Pour les 540 salons de son groupe présents dans les centres commerciaux, il estime «qu’il y aura 30% de baisse d’activité» au début. Pour amorcer ce redémarrage et le programmer au mieux, il compte inciter sa clientèle à utiliser le système de prise de rendez-vous numérique.
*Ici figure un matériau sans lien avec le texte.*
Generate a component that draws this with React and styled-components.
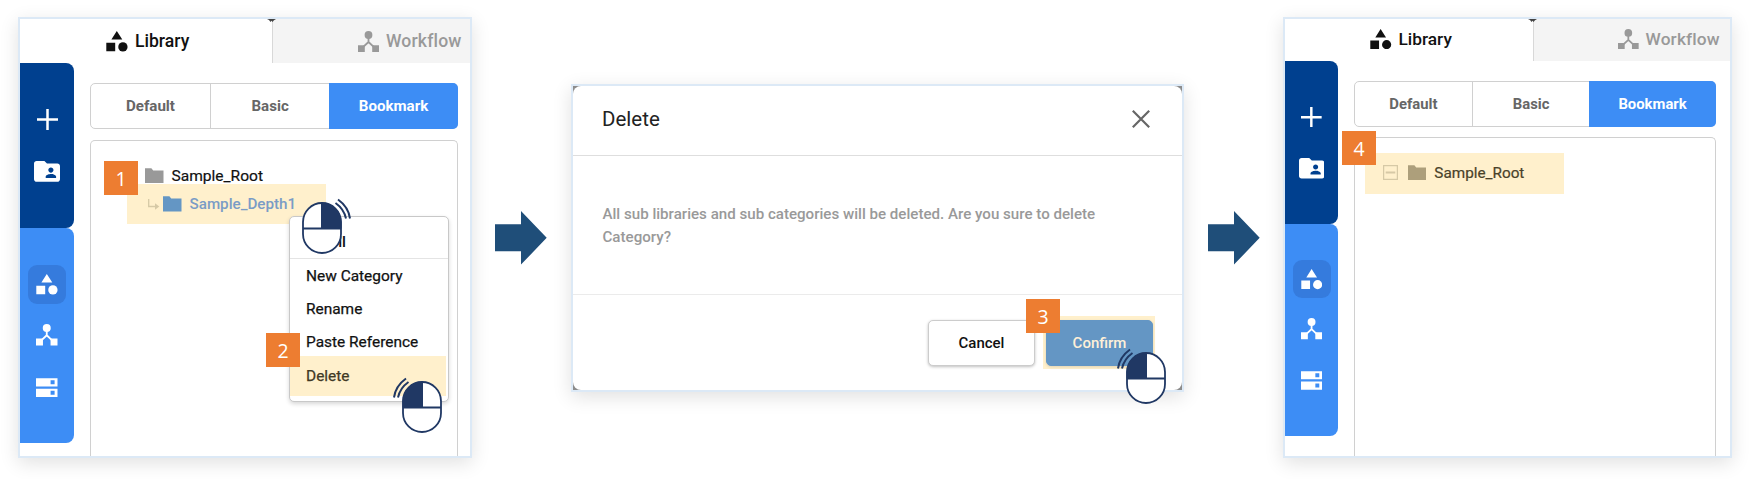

Toujours en attente des indemnisations de 70% ou 90% de la perte de l’excédent brut d’exploitation (selon que l’entreprise a plus ou moins de 50 salariés) et de la prise en charge des loyers et charges sur toute la période de fermeture des salons, Frank Provost avance ses revendications. Il réclame, au nom de la branche coiffure, «un accompagnement supplémentaire du fonds de solidarité, comme pour les restaurateurs, afin d’amortir l’impact de la baisse du chiffre d’affaires de tous nos salons, quel que soit le pourcentage de ce repli. »

Les cinémas suspendus au couvre-feu

Entre un resto et une toile, que choisiront les Français? Xavier Orsel aimerait bien qu’ils puissent faire les deux… «Mais avec une jauge à 35% et un couvre-feu à 21 heures le 19 mai, puis une jauge à 70% et un couvre-feu à 23 heures en juin, on nous casse les pattes », déplore celui qui dirige deux cinémas en Ile-de-France et une troisième à Mulhouse (Haut-Rhin).

«Et pourtant, je vais rouvrir pour protéger la filière», promet-il. Il a profité des mois de fermeture pour embellir ses salles, car pour attirer les spectateurs, il faut continuer à moderniser.

«Le fonds de solidarité et le chômage partiel vont nous aider. Mais pour les investissements, on va avoir besoin des aides sectorielles du Centre national du cinéma et de l’image animée (CNC). Mais sans entrée, celui-ci ne perçoit plus de taxe (NDLR: prélevée sur chaque billet) », S’inquiète le professionnel, qui estime que la filière doit être accompagnée dans la durée.

Il redoute, après la réouverture, d’éventuels reconfinements ou couvre-feu localisés, car les distributeurs refusaient de sortir un film dans une région et pas une autre. Et des films, entre ceux qui attendent depuis des mois et ceux qui étaient programmés pour les semaines à venir, il n’y en a jamais eu autant.